Author Karrie Myers (photo illo by Stacy Morrison)

What Our Country Has Lost With Corona We’ve Lost Before

I wrote this poem in 2001, just days after 9/11, when I was 25 years old and living in Brooklyn. Reading it now, at 43, in the midst of the COVID-19 pandemic, I am experiencing similar feelings of grief, anger, suspicion, confusion about what this means for our civil rights, and yes, fear of going to war once the dust settles (because let’s be honest, the U.S. cannot let ineptitude go unpunished, even when its our own).
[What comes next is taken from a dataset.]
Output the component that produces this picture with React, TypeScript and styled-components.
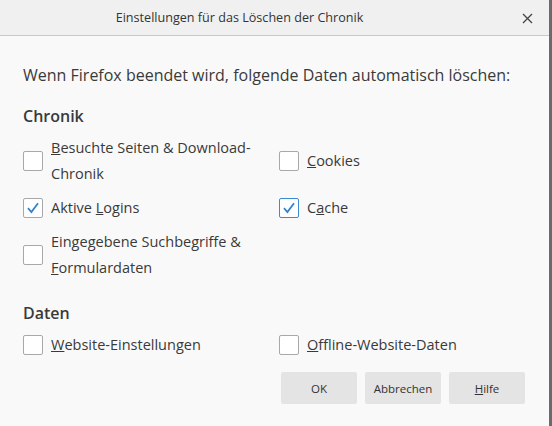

The reason I want to share this poem now is because I know that fear and turning a blind eye to injustice increased exponentially in the decade following 9/11, and I’m hoping that doesn’t happen this time around. 

“A Matter of Gray”

Questions have come to visit me
a life led carelessly is hard to organize
prioritize, re-schedule, pencil in
again.

I spent those first days looking for clues, conducting my own 
“investigation”
unraveling global maps gone dusty 
to find the jagged, colored section with which to drop my rage
I placed a push-pin there like people do
when they have visited a place… or hope to
as if I had strolled there, eaten there, learned the local slang and bargained for souvenirs 
I imagined myself preparing to return back home to the U.S.
designer luggage in tow
hands waving, eyes smiling to the countrymen
as a silver boxcutter sliced its way 
down the center of my 
back.

It is true, I think
what they say
about time healing all wounds
so
I try to take it Tuesday by Tuesday
that Tuesday being the first time
I stopped to remember Tuesdays at all
Loose in the streets of glossy eyed, traumatized Manhattan
armed with only the hope that I will have some compassion
Something left
when our wrath creeps its way across the Atlantic
I hope that I will not turn a blind and propagandized eye to
whatever happens, in whatever way it happens, to whomever it happens to
when it all comes falling
down.
I can only hope because it is too fresh, this wound
so hideously scarred am I
are we
what I eat, what I wear, what I say
matter little and less with each passing day
nothing left here is soft or distinctly me 
I have traded that in for American fury
I have traded it all for the images on TV
and I will not see my real self anytime soon.

But…
if I promise them
the people
the ghosts who walk my bedroom at night, riddled with the anguish of premature death
if I promise them it will not have been in vain
if I assure them all will be sacrificed so that they may wander avenged
if I swear to them I’ve learned
I get it 
I understand now
my days are numbered
have always been numbered
and with this knowledge each hour will become a bittersweet instant
if I show them
maybe
this litany of questions will cease
or rather
I will just cease to ask them.
because there are small gifts here, left under the tree
if we dig down deep enough to find them
they are here
golden and precious 
if only a few.

no one is wrong and no one is right
it is and always will be 
a matter of gray
now the trivial fights
the petty concerns
seem strangely dreamlike to me, as I take it slow
Tuesday by Tuesday
vowing to stop and treasure this day
until my last one is spent
and I am called to join those who have already gone.